In March 2006, Oglebay Norton announced the sale of Reserve to Reserve Holdings LLC for US$4 million. Reserve sailed for the first time under her new owners on April 24, 2006. It was operated by Central Marine Logistics, based in Griffith, Indiana.

On April 2, 2007, a bearing overheated on Reserve. Turbine repairs commenced at Fraser Shipyards, and Reserve returned to service on May 20. After repairs took place, Oglebay Norton chose to convert Reserve to an articulated self-unloader similar to her fleetmate Lewis L. Kuber. After another two months, Reserve arrived at the KK Integrated Logistics dock in Menominee, Michigan for conversion to a self-unloading articulated barge. Most of the conversions took place in Menominee, but in December the barge was briefly moved to Bay Shipbuilding for drydock.

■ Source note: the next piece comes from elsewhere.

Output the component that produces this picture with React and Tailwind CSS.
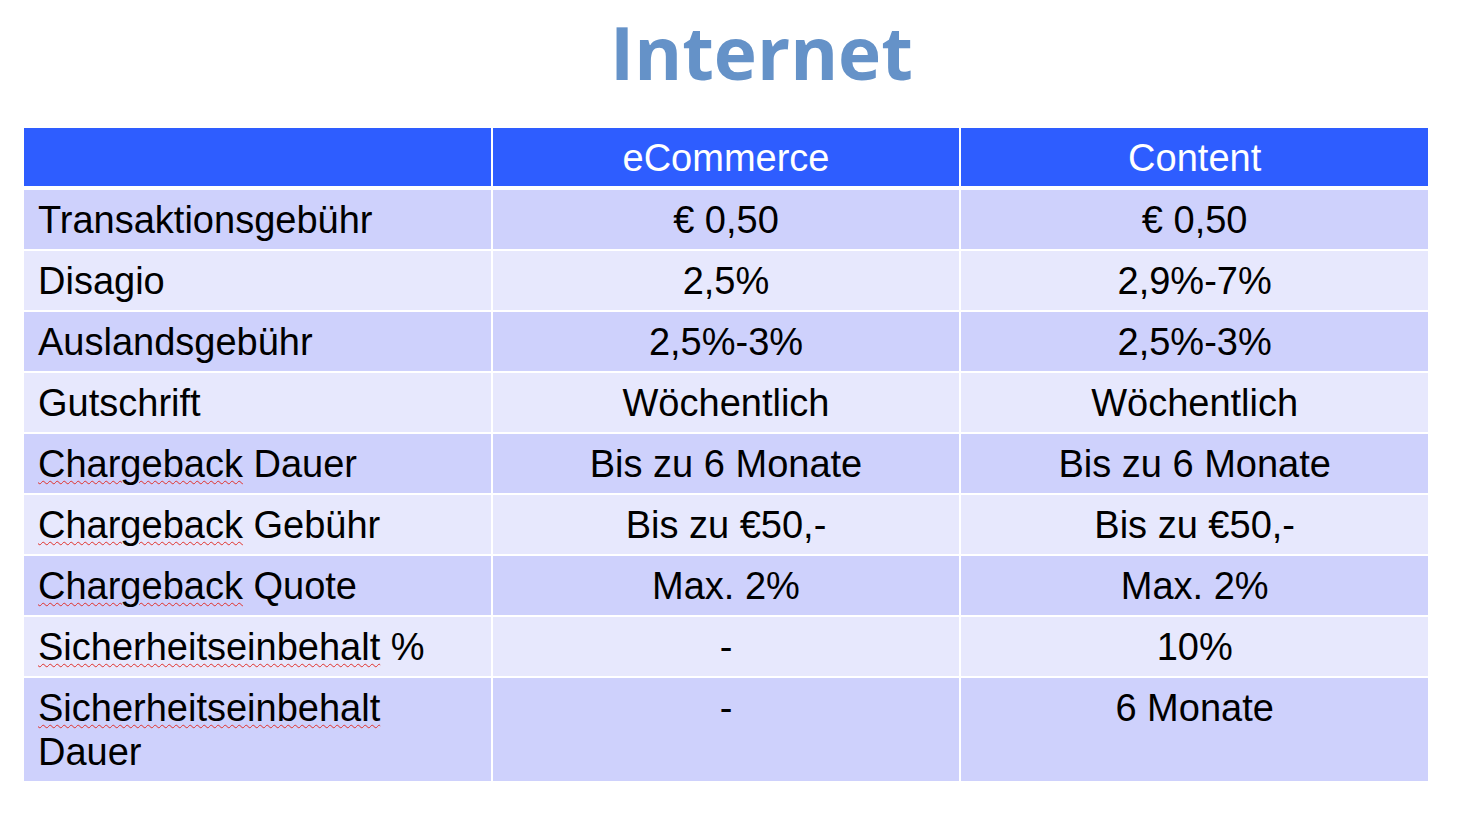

It was returned to Menominee one month later. On March 29, 2008, the new articulated barge was christened James L. Kuber, after the brother of the owner of KK Integrated Shipping.

==== Service as James L. Kuber====
James L. Kuber sails alongside the articulated barge Victory and frequently hauls stone from quarries along Lake Huron to destinations along the other Great Lakes. It also hauls iron from Superior, Wisconsin to Burns Harbor and Cleveland. In 2011, Rand Logistics acquired both Lewis J. Kuber and James L. Kuber from KK Integrated Shipping for US$35,500,000 and more than 1 million shares of stock.